This can be solved by just checking if we are at the end of the string before trying to access by index.

Like so:

				if i == len(string)-1: # The line ends in a double quote character
					currently_in_string = False
					continue

Commit… now I am in the 2b896fefb49d932dbd9153602698a245355bcce9 commit.

I have this tiny program:

10 PRINT "HELLO WORLD"

and here is the output:

Now executing this line: PRINT "HELLO WORLD"
Here is the argument string: "HELLO WORLD"
HELLO WORLD
Executed program succesfully!

Ok, so I think that is enough for this day.
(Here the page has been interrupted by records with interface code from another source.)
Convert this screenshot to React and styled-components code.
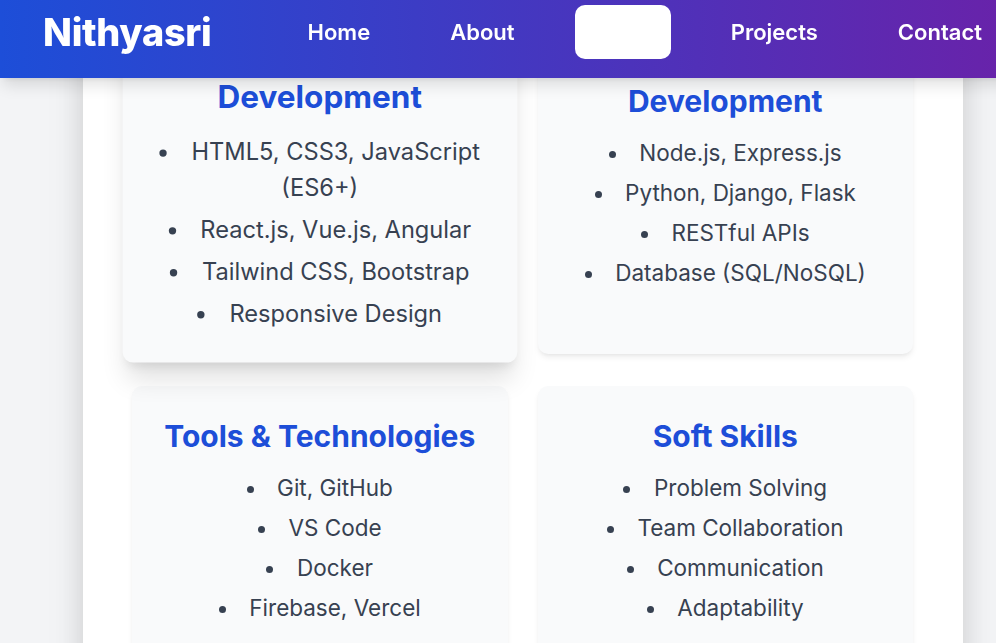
import React from 'react'
import styled, { createGlobalStyle } from 'styled-components'

const skills = [
    {
        title: 'Frontend Development',
        items: ['HTML5, CSS3, JavaScript (ES6+)', 'React.js, Vue.js, Angular', 'Tailwind CSS, Bootstrap', 'Responsive Design'],
        active: true,
    },
    {
        title: 'Backend Development',
        items: ['Node.js, Express.js', 'Python, Django, Flask', 'RESTful APIs', 'Database (SQL/NoSQL)'],
    },
    {
        title: 'Tools & Technologies',
        items: ['Git, GitHub', 'VS Code', 'Docker', 'Firebase, Vercel'],
    },
    {
        title: 'Soft Skills',
        items: ['Problem Solving', 'Team Collaboration', 'Communication', 'Adaptability'],
    },
]

const links = ['Home', 'About', 'Skills', 'Projects', 'Contact']

function App() {
    return (
        <>
            <GlobalStyle />
            <Page>
                <Header>
                    <Logo>Nithyasri</Logo>
                    <Nav>
                        {links.map((l) => (
                            <NavLink key={l} $active={l === 'Skills'}>{l}</NavLink>
                        ))}
                    </Nav>
                </Header>
                <Panel>
                    <Grid>
                        {skills.map((s) => (
                            <Card key={s.title} $active={s.active}>
                                <CardTitle>{s.title}</CardTitle>
                                <List>
                                    {s.items.map((i) => (
                                        <li key={i}>{i}</li>
                                    ))}
                                </List>
                            </Card>
                        ))}
                    </Grid>
                </Panel>
            </Page>
        </>
    )
}

export default App

const GlobalStyle = createGlobalStyle`
html, body{
    margin:0;
    padding:0;
    overflow:hidden;
    background:#f3f4f6;
    font-family:Inter, "Noto Sans", sans-serif;
}
`
const Page = styled.div`
width:1046px;
min-height:643px;
background:#f3f4f6;
`
const Header = styled.header`
position:fixed;
top:0;
left:0;
z-index:10;
width:1046px;
height:78px;
box-sizing:border-box;
padding:5px 44px 19px 43px;
display:flex;
align-items:center;
justify-content:space-between;
background:linear-gradient(to right, #1d4ed8, #6b21a8);
box-shadow:0 10px 15px -3px rgba(0,0,0,0.12), 0 4px 6px -4px rgba(0,0,0,0.1);
`
const Logo = styled.div`
color:white;
font-size:37.8px;
font-weight:800;
letter-spacing:-0.3px;
`
const Nav = styled.nav`
display:flex;
align-items:center;
gap:40px;
`
const NavLink = styled.a`
display:block;
padding:10px 20px;
line-height:34px;
font-size:22px;
font-weight:600;
color:white;
border-radius:10px;
background:${(p) => (p.$active ? 'white' : 'transparent')};
`
const Panel = styled.main`
width:880px;
min-height:643px;
margin:0 auto;
box-sizing:border-box;
padding:11px 50px 40px 49px;
background:white;
box-shadow:0 20px 40px -8px rgba(0,0,0,0.18), 0 0 24px rgba(0,0,0,0.06);
`
const Grid = styled.div`
display:grid;
grid-template-columns:1fr 1fr;
column-gap:30px;
row-gap:32px;
`
const Card = styled.div`
background:#f9fafb;
border-radius:10px;
padding:30px;
text-align:center;
transform:${(p) => (p.$active ? 'scale(1.05)' : 'none')};
box-shadow:${(p) => (p.$active
        ? '0 20px 25px -5px rgba(0,0,0,0.12), 0 8px 10px -6px rgba(0,0,0,0.1)'
        : '0 4px 6px -1px rgba(0,0,0,0.08), 0 2px 4px -2px rgba(0,0,0,0.06)')};
`
const CardTitle = styled.h3`
margin:0 0 15px;
font-size:30px;
line-height:40px;
font-weight:700;
color:#1d4ed8;
`
const List = styled.ul`
margin:0;
padding:0;
list-style:disc inside;
color:#374151;
font-size:22.5px;
line-height:34px;
li + li{
    margin-top:6px;
}
`
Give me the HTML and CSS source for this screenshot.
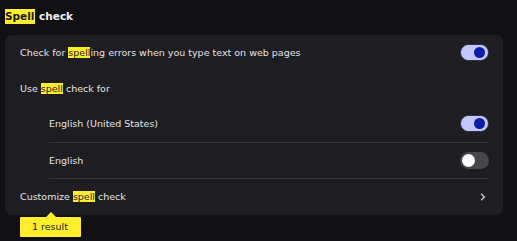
FILE: index.html
```html
<!DOCTYPE html>
<html>
<head>
<meta charset="utf-8">
<link rel="stylesheet" href="styles.css">
</head>
<body>
<div class="page">
  <h2 class="title"><span class="hit big">Spell</span> check</h2>
  <div class="card">
    <div class="row">
      <span class="label">Check for <span class="hit">spell</span>ing errors when you type text on web pages</span>
      <span class="toggle on"><span class="knob"></span></span>
    </div>
    <div class="row">
      <span class="label">Use <span class="hit">spell</span> check for</span>
    </div>
    <div class="sub">
      <div class="row">
        <span class="label">English (United States)</span>
        <span class="toggle on"><span class="knob"></span></span>
      </div>
      <div class="row">
        <span class="label">English</span>
        <span class="toggle off"><span class="knob"></span></span>
      </div>
    </div>
    <div class="row">
      <span class="label">Customize <span class="hit">spell</span> check</span>
      <svg class="chev" width="6" height="8" viewBox="0 0 6 8"><polyline points="1.2,0.8 4.4,4 1.2,7.2" fill="none" stroke="#c8c8cc" stroke-width="1.4"/></svg>
    </div>
  </div>
  <div class="bubble">1 result</div>
</div>
</body>
</html>
```

FILE: styles.css
```css
html, body {
  margin: 0;
  background: #111113;
  min-height: 241px;
}
body {
  font-family: "DejaVu Sans", sans-serif;
  color: #e3e3e6;
}
.page {
  padding: 9px 0 10px 5px;
}
.title {
  margin: 0 0 11px;
  font-size: 10.5px;
  font-weight: bold;
  line-height: 15px;
  height: 15px;
  color: #f0f0f2;
}
.hit {
  background: #ffee2e;
  color: #1a1a1a;
}
.hit.big {
  display: inline-block;
  line-height: 15px;
  padding: 0 1px 0 0;
}
.card {
  width: 498px;
  box-sizing: border-box;
  background: #1e1e22;
  border-radius: 7px;
  padding: 0 14px 0 15px;
}
.row {
  height: 35.5px;
  display: flex;
  align-items: center;
  justify-content: space-between;
  font-size: 9.5px;
}
.sub {
  margin-left: 29px;
  border-bottom: 1px solid #38383c;
}
.sub .row + .row {
  border-top: 1px solid #38383c;
}
.toggle {
  width: 29px;
  height: 17px;
  box-sizing: border-box;
  border-radius: 9px;
  display: flex;
  align-items: center;
}
.toggle.on {
  background: #c3c6ff;
  border: 1px solid #303044;
  justify-content: flex-end;
  padding-right: 3px;
}
.toggle.on .knob {
  width: 11px;
  height: 11px;
  border-radius: 50%;
  background: #0c1ca8;
}
.toggle.off {
  background: #47474b;
  justify-content: flex-start;
  padding-left: 2px;
}
.toggle.off .knob {
  width: 13px;
  height: 13px;
  border-radius: 50%;
  background: #ffffff;
}
.chev {
  margin-right: 3px;
}
.bubble {
  position: relative;
  display: inline-block;
  margin: 1px 0 0 15px;
  height: 20px;
  line-height: 20px;
  padding: 0 13px 0 12px;
  background: #ffee2e;
  color: #222;
  font-size: 9.5px;
  border-radius: 1px;
}
.bubble::before {
  content: "";
  position: absolute;
  left: 26px;
  top: -5px;
  border-left: 5px solid transparent;
  border-right: 5px solid transparent;
  border-bottom: 5px solid #ffee2e;
}
```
Tomorrow I think I am going to implement some if else, goto and some comparisons and maybe some type checking.

Implementing goto

Ok, so how to implement goto? I guess something like this:

def GOTO(self, tokens):
	if len(tokens) != 1:
		fail("GOTO takes only one argument. The line number")
	# Check that the argument is actually an integer.
	line_num = tokens[0]
	if not line_num.isnumeric():
		fail("Line number passed to GOTO must actually be a number, not variable or something else.")
	# Convert to an actual python integer
	line_num = int(line_num)
	# The line number must be in the program line numbers.
	if line_num not in self.linenums:
		fail("GOTO line number isn't a line number of the program.")
	# Set line number and set the variable, which specifies if we have jumped
	self.jumped = True
	# This is quite a wonky way of doing things. Maybe we should refactor this to be a bit better
	self.cur_line_num_index = self.line_num_to_index[line_num]
	return

so I had to also modify the main program loop a bit to check for a jump:


	def run_program(self) -> None: # Run the program.
		while True: # Main program loop.
			# Check if we have reached the end.
			if self.cur_line_num_index == len(self.linenums_as_list):
				print("Executed program succesfully!")
				break
			# Get tokens from current line.
			cur_line = self.lines[self.linenums_as_list[self.cur_line_num_index]]
			# Split the current program line.
			tokens = cur_line.split(" ")
			possible_keyword = tokens[0]
			# Now get the keyword.
			# Lookup the handler. (There are a couple of special cases where the first character isn't a keyword).
			if possible_keyword in self.keyword_handlers:
				handler = self.keyword_handlers[possible_keyword]
				# Now call that handler with the other tokens as argument
				handler(self, tokens[1:])
			# If we jumped, then do not increment.
			if self.jumped:
				self.jumped = False
				continue
			# Increment line counter
			self.cur_line_num_index += 1
		return

Yeah, that seems to work!

I am going to just create a quick commit now… I am now in commit 9837362227058bc8a0984c1759543140aec0b203 .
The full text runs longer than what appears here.